3 tbsp. nutritional yeast

1 tsp. garlic powder

1 tsp. onion powder

1/2 tsp. dried basil

1 tsp. salt


splash white wine (optional, but adds depth)

3/4 cup plain Hunt’s tomato sauce

1/4 cup Daiya vegan mozzarella (optional, but adds more creamy yumminess)


Heat olive oil in a medium saucepan on medium heat. Add rice flour and whisk. Let cook a minute or so to infuse your roux with a nice toasty flavour.

Whisk in rice milk a little at a time, letting the sauce thicken between additions. Once the sauce has thickened, add nutritional yeast, garlic and onion powder, dried basil, salt, and a generous dose of freshly ground black pepper.
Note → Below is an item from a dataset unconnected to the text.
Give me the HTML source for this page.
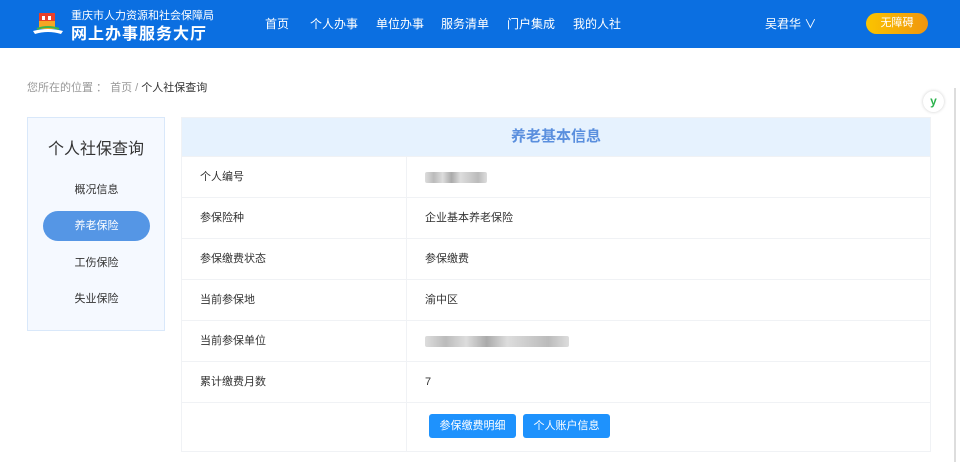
<!DOCTYPE html>
<html><head><meta charset="utf-8"><style>
*{margin:0;padding:0;box-sizing:border-box}
body{width:960px;height:462px;overflow:hidden;background:#fff;font-family:"Liberation Sans","Noto Sans CJK SC",sans-serif;color:#333;position:relative}
.hd{position:absolute;left:0;top:0;width:960px;height:48px;background:#0b6fe1}
.logo1{position:absolute;left:71px;top:7px;font-size:11px;color:#fff}
.logo2{position:absolute;left:71px;top:20px;font-size:16px;font-weight:bold;color:#fff;letter-spacing:1px}
.nav{position:absolute;top:15px;font-size:12px;color:#fff}
.btn-wz{position:absolute;left:866px;top:13px;width:62px;height:21px;border-radius:11px;background:linear-gradient(90deg,#fbc400,#f0950f);color:#fff;font-size:11px;text-align:center;line-height:21px}
.bc{position:absolute;left:27px;top:79px;font-size:11px;color:#999}
.bc b{font-weight:normal;color:#333}
.side{position:absolute;left:27px;top:117px;width:138px;height:214px;background:#f5f9ff;border:1px solid #d9e8fa}
.side h2{position:absolute;top:17px;width:100%;text-align:center;font-size:16px;font-weight:normal;color:#333}
.si{position:absolute;left:15px;width:107px;height:30px;line-height:30px;text-align:center;font-size:11px;color:#333;border-radius:15px}
.tb{position:absolute;left:181px;top:117px;width:750px;border:1px solid #f0f2f5}
.th{height:38px;background:#e6f2fe;text-align:center;line-height:38px;font-size:15px;font-weight:bold;color:#5a8fde}
.row{height:41px;border-top:1px solid #f0f2f5;display:flex;font-size:11px;line-height:40px}
.row .l{width:225px;padding-left:18px;border-right:1px solid #f0f2f5}
.row .r{padding-left:18px}
.blur{display:inline-block;height:11px;vertical-align:middle;background:linear-gradient(90deg,#ddd,#bbb,#ddd,#aaa,#ddd,#ccc,#bbb,#ddd);border-radius:2px}
.bt{position:absolute;top:414px;height:24px;border-radius:3px;background:#1e92fd;color:#fff;font-size:11px;text-align:center;line-height:24px}
</style></head><body>
<div class="hd">
<svg style="position:absolute;left:32px;top:10px" width="32" height="28" viewBox="0 0 32 28"><rect x="7" y="3" width="16" height="16" fill="#e8402a"/><rect x="7" y="11" width="16" height="8" fill="#f5a623"/><rect x="10" y="6" width="3" height="4" fill="#fff"/><rect x="16" y="6" width="3" height="4" fill="#fff"/><path d="M1 21 Q16 17 31 21 L29 24 Q16 20 3 24Z" fill="#fff"/><path d="M5 19 Q16 15 27 19" stroke="#3cb44b" stroke-width="2" fill="none"/></svg>
<div class="logo1">重庆市人力资源和社会保障局</div>
<div class="logo2">网上办事服务大厅</div>
<div class="nav" style="left:265px">首页</div>
<div class="nav" style="left:310px">个人办事</div>
<div class="nav" style="left:376px">单位办事</div>
<div class="nav" style="left:441px">服务清单</div>
<div class="nav" style="left:507px">门户集成</div>
<div class="nav" style="left:573px">我的人社</div>
<div class="nav" style="left:765px">吴君华 ∨</div>
<div class="btn-wz">无障碍</div>
</div>
<div class="bc">您所在的位置 ： 首页 / <b>个人社保查询</b></div>
<div style="position:absolute;left:923px;top:91px;width:21px;height:21px;border-radius:50%;background:#fff;box-shadow:0 0 3px #ccc;color:#2bb24c;font-weight:bold;font-size:12px;text-align:center;line-height:21px">y</div>
<div style="position:absolute;left:954px;top:88px;width:2px;height:374px;background:#ddd"></div>
<div class="side"><h2>个人社保查询</h2>
<div class="si" style="top:57px">概况信息</div>
<div class="si" style="top:93px;background:#5596e5;color:#fff">养老保险</div>
<div class="si" style="top:130px">工伤保险</div>
<div class="si" style="top:166px">失业保险</div>
</div>
<div class="tb">
<div class="th">养老基本信息</div>
<div class="row"><div class="l">个人编号</div><div class="r"><span class="blur" style="width:62px"></span></div></div>
<div class="row"><div class="l">参保险种</div><div class="r">企业基本养老保险</div></div>
<div class="row"><div class="l">参保缴费状态</div><div class="r">参保缴费</div></div>
<div class="row"><div class="l">当前参保地</div><div class="r">渝中区</div></div>
<div class="row"><div class="l">当前参保单位</div><div class="r"><span class="blur" style="width:144px"></span></div></div>
<div class="row"><div class="l">累计缴费月数</div><div class="r">7</div></div>
<div class="row" style="height:49px"><div class="l"></div></div>
</div>
<div class="bt" style="left:429px;width:87px">参保缴费明细</div>
<div class="bt" style="left:523px;width:87px">个人账户信息</div>
</body></html>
Cook for a few more minutes.

Add wine, Hunt’s and Daiya, whisking well to melt the Daiya.

Taste for salt and pepper. Set aside, keeping warm while you boil your noodles.

Vegetable Ingredients:

1 tbsp. olive oil

1 small white onion, diced

4 cloves garlic, minced

2 cups sliced mushrooms

1 yellow bell pepper, cut into bite-size pieces

10 asparagus spears (about half a bunch), cut in 2″ pieces

1/2 cup chopped fresh basil

salt and pepper to taste


In a frying pan that has a lid (you’ll need it later), heat olive oil on medium-low heat. Add onions and a little salt and cook until softened, around 10 minutes or so.

Add garlic and mushrooms and a little more salt. Turn the heat up to medium and fry until the mushrooms release some liquid.

Add bell pepper and asparagus and cover. Cook until the vegetables are softened.

Remove lid and cook off excess liquid. Stir in chopped basil. Add freshly ground pepper. Taste and adjust seasonings.

Turn off heat and set aside while you boil your noodles.

To serve: This recipe makes enough for 4 people, so make enough pasta accordingly. For presentation purposes, I plated the pasta, then drizzled some sauce, then added a couple scoops of sauteed vegetables, topped with another drizzle of sauce and garnished with a fresh basil chiffonade.

Bon appetit!

Go ahead, unleash your inner vegan pasta monster!

Serves 4 average appetites. Served 3 in my house, as I was trying to fill up before going to work where I serve real Italian food and am tortured by it for 6 hour stints.